A line counts if it contains the string "code"; say how many such lines there are, giving only the number.

» **Dataset**:
#####

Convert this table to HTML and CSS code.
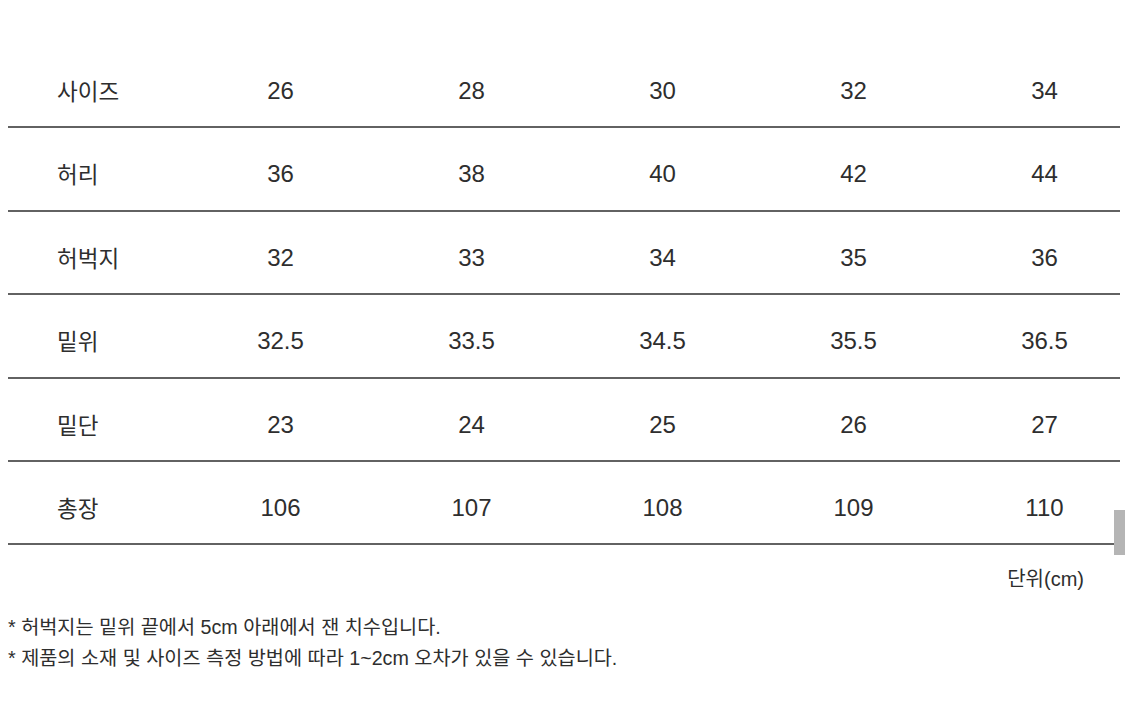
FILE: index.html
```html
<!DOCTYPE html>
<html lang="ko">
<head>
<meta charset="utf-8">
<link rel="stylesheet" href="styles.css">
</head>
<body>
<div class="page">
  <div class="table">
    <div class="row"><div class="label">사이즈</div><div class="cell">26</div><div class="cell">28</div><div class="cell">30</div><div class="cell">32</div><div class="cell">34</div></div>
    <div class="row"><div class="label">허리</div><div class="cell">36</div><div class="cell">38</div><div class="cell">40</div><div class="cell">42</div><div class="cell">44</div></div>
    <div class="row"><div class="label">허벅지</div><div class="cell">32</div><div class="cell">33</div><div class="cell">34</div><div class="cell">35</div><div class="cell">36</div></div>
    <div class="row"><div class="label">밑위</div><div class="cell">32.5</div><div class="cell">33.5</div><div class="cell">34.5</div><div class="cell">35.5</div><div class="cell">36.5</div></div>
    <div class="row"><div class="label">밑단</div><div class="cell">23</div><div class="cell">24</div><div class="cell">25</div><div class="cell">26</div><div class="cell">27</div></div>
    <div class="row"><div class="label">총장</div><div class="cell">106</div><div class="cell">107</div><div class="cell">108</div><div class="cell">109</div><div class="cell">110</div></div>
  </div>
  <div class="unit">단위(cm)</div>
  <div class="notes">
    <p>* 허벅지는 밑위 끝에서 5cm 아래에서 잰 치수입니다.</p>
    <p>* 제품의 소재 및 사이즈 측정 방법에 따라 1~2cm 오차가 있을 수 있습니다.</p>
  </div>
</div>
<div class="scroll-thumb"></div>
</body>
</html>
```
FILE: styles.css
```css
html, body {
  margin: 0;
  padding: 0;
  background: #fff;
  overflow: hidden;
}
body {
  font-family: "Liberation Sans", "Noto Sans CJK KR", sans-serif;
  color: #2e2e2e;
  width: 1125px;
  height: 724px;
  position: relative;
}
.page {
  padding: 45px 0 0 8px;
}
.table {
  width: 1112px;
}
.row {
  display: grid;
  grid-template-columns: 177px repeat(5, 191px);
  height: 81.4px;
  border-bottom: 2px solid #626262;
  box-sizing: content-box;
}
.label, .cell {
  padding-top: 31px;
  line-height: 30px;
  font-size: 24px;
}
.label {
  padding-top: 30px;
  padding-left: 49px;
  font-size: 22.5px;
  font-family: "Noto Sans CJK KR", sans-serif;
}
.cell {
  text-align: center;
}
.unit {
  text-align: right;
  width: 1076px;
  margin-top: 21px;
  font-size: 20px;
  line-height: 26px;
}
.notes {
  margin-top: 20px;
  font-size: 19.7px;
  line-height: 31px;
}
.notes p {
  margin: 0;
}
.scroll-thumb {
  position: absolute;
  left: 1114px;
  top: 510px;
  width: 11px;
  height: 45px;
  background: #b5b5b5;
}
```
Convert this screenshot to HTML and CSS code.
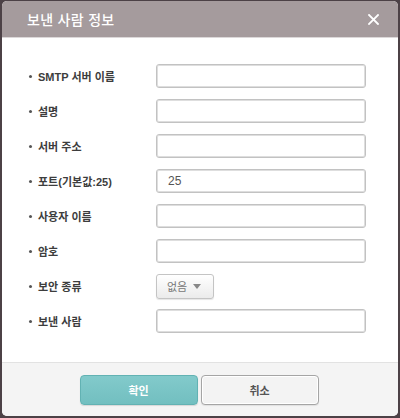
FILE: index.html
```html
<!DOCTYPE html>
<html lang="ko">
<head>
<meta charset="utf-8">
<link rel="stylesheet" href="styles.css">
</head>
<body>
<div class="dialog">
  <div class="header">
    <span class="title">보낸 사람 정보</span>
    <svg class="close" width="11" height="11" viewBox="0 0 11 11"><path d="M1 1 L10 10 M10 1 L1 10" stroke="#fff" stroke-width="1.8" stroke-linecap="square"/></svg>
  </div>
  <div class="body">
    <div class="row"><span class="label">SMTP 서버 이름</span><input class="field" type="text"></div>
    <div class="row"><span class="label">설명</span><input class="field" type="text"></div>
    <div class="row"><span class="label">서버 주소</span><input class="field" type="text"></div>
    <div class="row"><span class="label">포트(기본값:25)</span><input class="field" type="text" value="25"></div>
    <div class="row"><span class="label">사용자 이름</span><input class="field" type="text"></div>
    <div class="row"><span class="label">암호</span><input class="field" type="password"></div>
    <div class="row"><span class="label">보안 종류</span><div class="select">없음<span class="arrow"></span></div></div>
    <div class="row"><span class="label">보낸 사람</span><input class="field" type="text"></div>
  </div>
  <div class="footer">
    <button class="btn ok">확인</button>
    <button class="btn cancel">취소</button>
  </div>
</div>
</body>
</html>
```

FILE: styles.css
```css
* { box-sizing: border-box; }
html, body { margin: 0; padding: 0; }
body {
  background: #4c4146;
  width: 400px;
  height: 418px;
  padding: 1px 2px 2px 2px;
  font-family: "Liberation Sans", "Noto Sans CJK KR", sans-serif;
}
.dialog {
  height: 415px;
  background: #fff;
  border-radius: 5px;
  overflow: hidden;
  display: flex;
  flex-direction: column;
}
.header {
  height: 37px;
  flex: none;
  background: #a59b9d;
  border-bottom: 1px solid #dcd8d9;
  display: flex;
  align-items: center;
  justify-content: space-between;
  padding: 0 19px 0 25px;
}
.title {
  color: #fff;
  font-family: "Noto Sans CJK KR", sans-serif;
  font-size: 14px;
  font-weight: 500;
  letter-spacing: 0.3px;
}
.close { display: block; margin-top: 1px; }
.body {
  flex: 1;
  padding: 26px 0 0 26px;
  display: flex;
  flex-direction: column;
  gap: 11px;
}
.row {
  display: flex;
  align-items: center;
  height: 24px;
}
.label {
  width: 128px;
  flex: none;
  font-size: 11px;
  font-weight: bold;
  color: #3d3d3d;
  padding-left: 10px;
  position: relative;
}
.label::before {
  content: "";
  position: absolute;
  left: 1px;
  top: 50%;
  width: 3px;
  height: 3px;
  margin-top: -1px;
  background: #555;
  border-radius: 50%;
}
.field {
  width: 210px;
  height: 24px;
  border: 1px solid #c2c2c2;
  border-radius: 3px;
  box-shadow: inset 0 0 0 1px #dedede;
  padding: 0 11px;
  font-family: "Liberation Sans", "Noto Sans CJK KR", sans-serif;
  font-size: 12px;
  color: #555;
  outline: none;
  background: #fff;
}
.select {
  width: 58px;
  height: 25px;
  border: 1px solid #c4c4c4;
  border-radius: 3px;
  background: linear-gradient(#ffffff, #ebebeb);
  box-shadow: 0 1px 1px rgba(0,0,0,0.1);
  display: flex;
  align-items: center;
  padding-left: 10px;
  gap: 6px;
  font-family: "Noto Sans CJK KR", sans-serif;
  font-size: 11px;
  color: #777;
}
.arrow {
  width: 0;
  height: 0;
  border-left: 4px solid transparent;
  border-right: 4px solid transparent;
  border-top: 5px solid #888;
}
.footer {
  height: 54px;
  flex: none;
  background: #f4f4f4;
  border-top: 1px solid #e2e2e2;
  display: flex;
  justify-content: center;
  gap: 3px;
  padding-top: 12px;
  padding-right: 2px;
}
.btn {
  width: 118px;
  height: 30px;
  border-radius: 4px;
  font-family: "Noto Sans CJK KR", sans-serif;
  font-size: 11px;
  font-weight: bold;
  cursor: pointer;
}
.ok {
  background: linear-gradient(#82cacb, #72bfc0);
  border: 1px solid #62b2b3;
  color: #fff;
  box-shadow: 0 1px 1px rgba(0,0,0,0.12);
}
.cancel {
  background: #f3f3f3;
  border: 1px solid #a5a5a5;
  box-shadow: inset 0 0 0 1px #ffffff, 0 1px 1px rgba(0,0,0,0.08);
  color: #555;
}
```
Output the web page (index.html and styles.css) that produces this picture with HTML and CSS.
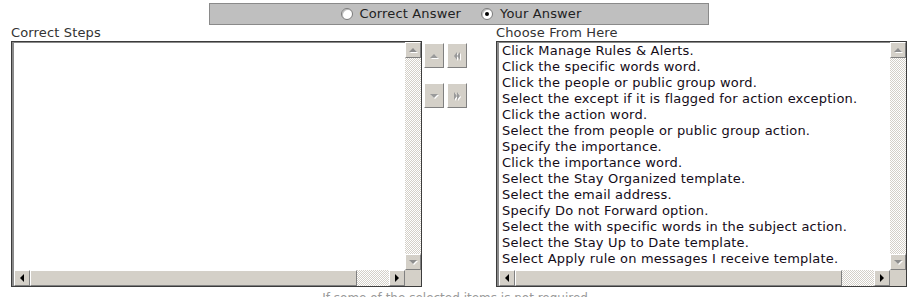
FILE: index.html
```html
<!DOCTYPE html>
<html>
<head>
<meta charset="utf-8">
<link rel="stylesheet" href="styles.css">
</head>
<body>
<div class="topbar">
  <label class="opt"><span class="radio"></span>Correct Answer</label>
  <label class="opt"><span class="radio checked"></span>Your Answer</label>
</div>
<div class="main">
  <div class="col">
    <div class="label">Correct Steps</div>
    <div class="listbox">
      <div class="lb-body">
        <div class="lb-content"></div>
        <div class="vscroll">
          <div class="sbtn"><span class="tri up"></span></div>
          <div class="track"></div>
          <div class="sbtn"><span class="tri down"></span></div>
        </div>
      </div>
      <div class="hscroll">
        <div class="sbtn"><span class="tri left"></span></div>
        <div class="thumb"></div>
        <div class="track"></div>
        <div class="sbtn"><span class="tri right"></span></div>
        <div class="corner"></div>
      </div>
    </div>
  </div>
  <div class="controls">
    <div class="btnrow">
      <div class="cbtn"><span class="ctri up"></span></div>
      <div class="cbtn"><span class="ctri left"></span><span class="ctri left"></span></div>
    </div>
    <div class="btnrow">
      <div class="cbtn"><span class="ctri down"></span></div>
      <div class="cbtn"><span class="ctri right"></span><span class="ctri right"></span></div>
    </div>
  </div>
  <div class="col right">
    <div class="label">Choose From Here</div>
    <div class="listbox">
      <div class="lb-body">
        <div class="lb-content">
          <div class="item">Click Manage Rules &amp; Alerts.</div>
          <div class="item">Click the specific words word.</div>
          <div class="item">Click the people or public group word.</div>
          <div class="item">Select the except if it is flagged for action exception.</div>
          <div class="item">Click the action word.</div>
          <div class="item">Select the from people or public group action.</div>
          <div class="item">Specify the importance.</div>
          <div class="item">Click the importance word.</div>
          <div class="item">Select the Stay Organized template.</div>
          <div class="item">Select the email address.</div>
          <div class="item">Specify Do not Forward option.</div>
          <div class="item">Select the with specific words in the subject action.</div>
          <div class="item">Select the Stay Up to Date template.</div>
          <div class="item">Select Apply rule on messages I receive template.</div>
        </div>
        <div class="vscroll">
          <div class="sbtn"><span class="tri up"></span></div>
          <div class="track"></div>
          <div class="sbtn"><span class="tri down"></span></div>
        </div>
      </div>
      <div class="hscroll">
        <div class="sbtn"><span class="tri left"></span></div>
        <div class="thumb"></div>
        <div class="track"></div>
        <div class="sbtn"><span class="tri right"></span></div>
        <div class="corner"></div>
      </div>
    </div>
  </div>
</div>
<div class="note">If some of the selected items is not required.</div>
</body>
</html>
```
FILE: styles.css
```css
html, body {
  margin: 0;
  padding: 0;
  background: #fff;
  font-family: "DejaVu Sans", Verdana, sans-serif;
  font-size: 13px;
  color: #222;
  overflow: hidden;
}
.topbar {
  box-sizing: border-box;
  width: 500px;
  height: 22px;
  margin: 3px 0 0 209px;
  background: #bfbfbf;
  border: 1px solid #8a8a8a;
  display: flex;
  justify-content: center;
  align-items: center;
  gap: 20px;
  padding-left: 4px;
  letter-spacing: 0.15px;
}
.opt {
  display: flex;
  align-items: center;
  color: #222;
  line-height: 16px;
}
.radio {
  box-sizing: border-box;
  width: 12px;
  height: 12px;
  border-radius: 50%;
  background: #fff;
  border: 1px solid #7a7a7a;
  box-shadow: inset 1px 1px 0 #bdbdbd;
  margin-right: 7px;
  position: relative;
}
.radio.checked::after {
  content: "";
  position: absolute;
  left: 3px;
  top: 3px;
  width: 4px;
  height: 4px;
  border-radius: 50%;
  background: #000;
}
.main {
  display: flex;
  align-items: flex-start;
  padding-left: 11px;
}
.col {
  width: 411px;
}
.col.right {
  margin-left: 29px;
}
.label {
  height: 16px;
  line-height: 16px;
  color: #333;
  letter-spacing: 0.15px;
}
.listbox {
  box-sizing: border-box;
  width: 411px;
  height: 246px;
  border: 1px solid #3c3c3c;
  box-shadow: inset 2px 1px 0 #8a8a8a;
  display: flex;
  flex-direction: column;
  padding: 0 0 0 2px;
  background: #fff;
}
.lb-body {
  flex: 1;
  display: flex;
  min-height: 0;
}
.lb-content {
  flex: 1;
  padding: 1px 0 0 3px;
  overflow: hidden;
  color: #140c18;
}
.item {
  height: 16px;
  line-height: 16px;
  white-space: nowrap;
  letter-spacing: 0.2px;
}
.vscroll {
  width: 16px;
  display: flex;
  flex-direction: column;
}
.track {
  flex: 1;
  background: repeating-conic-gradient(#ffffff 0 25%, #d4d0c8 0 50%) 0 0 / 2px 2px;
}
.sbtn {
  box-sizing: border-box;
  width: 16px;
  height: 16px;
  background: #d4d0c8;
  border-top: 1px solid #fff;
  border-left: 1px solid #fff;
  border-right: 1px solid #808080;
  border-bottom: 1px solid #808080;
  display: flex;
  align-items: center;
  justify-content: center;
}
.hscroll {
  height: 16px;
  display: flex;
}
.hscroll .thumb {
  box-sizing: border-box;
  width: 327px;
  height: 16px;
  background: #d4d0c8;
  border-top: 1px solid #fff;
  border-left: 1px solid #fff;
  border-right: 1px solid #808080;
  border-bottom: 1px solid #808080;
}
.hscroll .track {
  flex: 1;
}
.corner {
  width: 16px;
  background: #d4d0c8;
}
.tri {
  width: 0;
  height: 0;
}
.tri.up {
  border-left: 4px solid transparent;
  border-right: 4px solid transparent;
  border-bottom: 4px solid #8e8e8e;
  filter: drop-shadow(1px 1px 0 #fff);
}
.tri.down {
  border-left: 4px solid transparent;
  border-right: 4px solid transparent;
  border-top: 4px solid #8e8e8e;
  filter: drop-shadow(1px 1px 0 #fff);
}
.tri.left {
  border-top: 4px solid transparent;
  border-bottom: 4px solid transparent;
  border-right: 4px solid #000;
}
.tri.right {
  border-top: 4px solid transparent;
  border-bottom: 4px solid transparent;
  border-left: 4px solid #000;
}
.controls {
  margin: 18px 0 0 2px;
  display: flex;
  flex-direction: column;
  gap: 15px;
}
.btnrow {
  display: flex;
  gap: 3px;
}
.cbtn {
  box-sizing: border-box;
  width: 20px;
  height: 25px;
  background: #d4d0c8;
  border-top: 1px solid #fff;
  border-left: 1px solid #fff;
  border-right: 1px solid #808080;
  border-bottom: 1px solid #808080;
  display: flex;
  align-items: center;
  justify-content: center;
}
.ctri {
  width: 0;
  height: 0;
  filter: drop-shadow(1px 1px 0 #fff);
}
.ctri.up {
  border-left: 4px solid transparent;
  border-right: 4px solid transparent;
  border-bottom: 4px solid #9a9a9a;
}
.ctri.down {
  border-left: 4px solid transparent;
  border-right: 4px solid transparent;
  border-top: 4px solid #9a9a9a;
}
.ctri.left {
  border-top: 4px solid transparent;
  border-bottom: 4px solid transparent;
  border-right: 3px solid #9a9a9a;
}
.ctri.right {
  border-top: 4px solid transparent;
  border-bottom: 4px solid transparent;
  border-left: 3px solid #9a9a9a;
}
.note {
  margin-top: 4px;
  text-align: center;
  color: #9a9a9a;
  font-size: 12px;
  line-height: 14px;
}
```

#####

» **Worked answer**: 2